Job>
Transcribe the whole listing without a single picture.

Given material>
* begin *
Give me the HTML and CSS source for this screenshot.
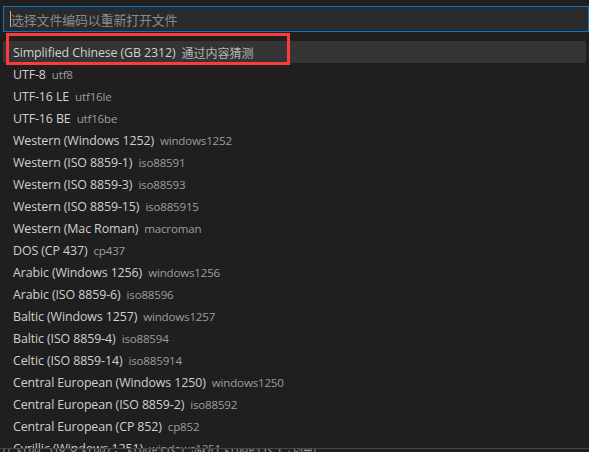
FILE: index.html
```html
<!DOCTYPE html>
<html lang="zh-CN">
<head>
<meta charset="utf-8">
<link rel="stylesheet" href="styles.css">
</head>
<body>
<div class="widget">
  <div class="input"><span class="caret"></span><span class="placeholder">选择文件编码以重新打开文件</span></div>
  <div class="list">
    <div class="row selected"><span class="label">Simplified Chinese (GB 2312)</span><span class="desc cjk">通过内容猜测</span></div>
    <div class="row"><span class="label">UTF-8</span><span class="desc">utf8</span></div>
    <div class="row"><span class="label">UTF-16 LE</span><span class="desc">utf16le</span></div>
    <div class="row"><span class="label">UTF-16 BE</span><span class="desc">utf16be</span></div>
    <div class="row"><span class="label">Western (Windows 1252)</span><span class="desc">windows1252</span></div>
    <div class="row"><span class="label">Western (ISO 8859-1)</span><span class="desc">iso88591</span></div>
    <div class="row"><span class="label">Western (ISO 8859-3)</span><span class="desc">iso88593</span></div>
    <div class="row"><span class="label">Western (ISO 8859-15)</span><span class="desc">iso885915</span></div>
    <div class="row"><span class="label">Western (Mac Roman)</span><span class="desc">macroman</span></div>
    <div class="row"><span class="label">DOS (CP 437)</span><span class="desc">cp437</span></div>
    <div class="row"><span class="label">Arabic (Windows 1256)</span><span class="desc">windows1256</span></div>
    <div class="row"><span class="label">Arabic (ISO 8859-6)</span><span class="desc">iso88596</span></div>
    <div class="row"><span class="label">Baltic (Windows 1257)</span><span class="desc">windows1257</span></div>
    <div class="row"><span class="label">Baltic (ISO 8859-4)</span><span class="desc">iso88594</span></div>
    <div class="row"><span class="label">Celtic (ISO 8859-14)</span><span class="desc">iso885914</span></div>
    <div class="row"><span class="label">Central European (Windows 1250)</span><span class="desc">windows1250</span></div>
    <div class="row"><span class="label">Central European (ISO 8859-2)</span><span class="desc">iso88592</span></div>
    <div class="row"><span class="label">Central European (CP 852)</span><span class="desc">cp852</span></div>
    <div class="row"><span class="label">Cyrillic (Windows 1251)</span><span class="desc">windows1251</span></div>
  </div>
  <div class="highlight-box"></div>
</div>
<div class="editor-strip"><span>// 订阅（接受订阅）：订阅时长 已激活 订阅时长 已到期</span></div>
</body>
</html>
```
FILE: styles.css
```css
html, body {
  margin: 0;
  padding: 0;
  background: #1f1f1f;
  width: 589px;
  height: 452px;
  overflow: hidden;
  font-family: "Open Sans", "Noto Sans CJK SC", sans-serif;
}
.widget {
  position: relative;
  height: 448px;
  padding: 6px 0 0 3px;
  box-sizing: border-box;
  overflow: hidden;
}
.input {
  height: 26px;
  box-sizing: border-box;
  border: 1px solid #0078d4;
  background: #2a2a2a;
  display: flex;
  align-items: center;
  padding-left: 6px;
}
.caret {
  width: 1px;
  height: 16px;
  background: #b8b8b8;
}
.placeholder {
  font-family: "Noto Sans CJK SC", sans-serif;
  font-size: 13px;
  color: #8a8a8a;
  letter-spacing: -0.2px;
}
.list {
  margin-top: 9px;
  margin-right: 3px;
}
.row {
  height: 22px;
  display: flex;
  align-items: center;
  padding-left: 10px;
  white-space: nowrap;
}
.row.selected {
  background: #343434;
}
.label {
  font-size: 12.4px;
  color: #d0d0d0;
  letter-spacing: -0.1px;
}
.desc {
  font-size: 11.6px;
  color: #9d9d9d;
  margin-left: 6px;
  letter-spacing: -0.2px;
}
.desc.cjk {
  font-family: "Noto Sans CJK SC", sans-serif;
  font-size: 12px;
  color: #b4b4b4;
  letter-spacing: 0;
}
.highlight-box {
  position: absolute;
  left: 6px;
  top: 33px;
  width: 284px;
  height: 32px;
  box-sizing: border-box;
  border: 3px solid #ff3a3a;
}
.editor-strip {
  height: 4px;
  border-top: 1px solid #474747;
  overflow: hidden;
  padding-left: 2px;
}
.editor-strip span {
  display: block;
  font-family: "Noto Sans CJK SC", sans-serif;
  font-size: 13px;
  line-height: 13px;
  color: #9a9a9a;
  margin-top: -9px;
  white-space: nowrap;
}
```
* end *
Solution to the exercise>
Give me the HTML and CSS source for this screenshot.
FILE: index.html
```html
<!DOCTYPE html>
<html lang="zh-CN">
<head>
<meta charset="utf-8">
<link rel="stylesheet" href="styles.css">
</head>
<body>
<div class="widget">
  <div class="input"><span class="caret"></span><span class="placeholder">选择文件编码以重新打开文件</span></div>
  <div class="list">
    <div class="row selected"><span class="label">Simplified Chinese (GB 2312)</span><span class="desc cjk">通过内容猜测</span></div>
    <div class="row"><span class="label">UTF-8</span><span class="desc">utf8</span></div>
    <div class="row"><span class="label">UTF-16 LE</span><span class="desc">utf16le</span></div>
    <div class="row"><span class="label">UTF-16 BE</span><span class="desc">utf16be</span></div>
    <div class="row"><span class="label">Western (Windows 1252)</span><span class="desc">windows1252</span></div>
    <div class="row"><span class="label">Western (ISO 8859-1)</span><span class="desc">iso88591</span></div>
    <div class="row"><span class="label">Western (ISO 8859-3)</span><span class="desc">iso88593</span></div>
    <div class="row"><span class="label">Western (ISO 8859-15)</span><span class="desc">iso885915</span></div>
    <div class="row"><span class="label">Western (Mac Roman)</span><span class="desc">macroman</span></div>
    <div class="row"><span class="label">DOS (CP 437)</span><span class="desc">cp437</span></div>
    <div class="row"><span class="label">Arabic (Windows 1256)</span><span class="desc">windows1256</span></div>
    <div class="row"><span class="label">Arabic (ISO 8859-6)</span><span class="desc">iso88596</span></div>
    <div class="row"><span class="label">Baltic (Windows 1257)</span><span class="desc">windows1257</span></div>
    <div class="row"><span class="label">Baltic (ISO 8859-4)</span><span class="desc">iso88594</span></div>
    <div class="row"><span class="label">Celtic (ISO 8859-14)</span><span class="desc">iso885914</span></div>
    <div class="row"><span class="label">Central European (Windows 1250)</span><span class="desc">windows1250</span></div>
    <div class="row"><span class="label">Central European (ISO 8859-2)</span><span class="desc">iso88592</span></div>
    <div class="row"><span class="label">Central European (CP 852)</span><span class="desc">cp852</span></div>
    <div class="row"><span class="label">Cyrillic (Windows 1251)</span><span class="desc">windows1251</span></div>
  </div>
  <div class="highlight-box"></div>
</div>
<div class="editor-strip"><span>// 订阅（接受订阅）：订阅时长 已激活 订阅时长 已到期</span></div>
</body>
</html>
```
FILE: styles.css
```css
html, body {
  margin: 0;
  padding: 0;
  background: #1f1f1f;
  width: 589px;
  height: 452px;
  overflow: hidden;
  font-family: "Open Sans", "Noto Sans CJK SC", sans-serif;
}
.widget {
  position: relative;
  height: 448px;
  padding: 6px 0 0 3px;
  box-sizing: border-box;
  overflow: hidden;
}
.input {
  height: 26px;
  box-sizing: border-box;
  border: 1px solid #0078d4;
  background: #2a2a2a;
  display: flex;
  align-items: center;
  padding-left: 6px;
}
.caret {
  width: 1px;
  height: 16px;
  background: #b8b8b8;
}
.placeholder {
  font-family: "Noto Sans CJK SC", sans-serif;
  font-size: 13px;
  color: #8a8a8a;
  letter-spacing: -0.2px;
}
.list {
  margin-top: 9px;
  margin-right: 3px;
}
.row {
  height: 22px;
  display: flex;
  align-items: center;
  padding-left: 10px;
  white-space: nowrap;
}
.row.selected {
  background: #343434;
}
.label {
  font-size: 12.4px;
  color: #d0d0d0;
  letter-spacing: -0.1px;
}
.desc {
  font-size: 11.6px;
  color: #9d9d9d;
  margin-left: 6px;
  letter-spacing: -0.2px;
}
.desc.cjk {
  font-family: "Noto Sans CJK SC", sans-serif;
  font-size: 12px;
  color: #b4b4b4;
  letter-spacing: 0;
}
.highlight-box {
  position: absolute;
  left: 6px;
  top: 33px;
  width: 284px;
  height: 32px;
  box-sizing: border-box;
  border: 3px solid #ff3a3a;
}
.editor-strip {
  height: 4px;
  border-top: 1px solid #474747;
  overflow: hidden;
  padding-left: 2px;
}
.editor-strip span {
  display: block;
  font-family: "Noto Sans CJK SC", sans-serif;
  font-size: 13px;
  line-height: 13px;
  color: #9a9a9a;
  margin-top: -9px;
  white-space: nowrap;
}
```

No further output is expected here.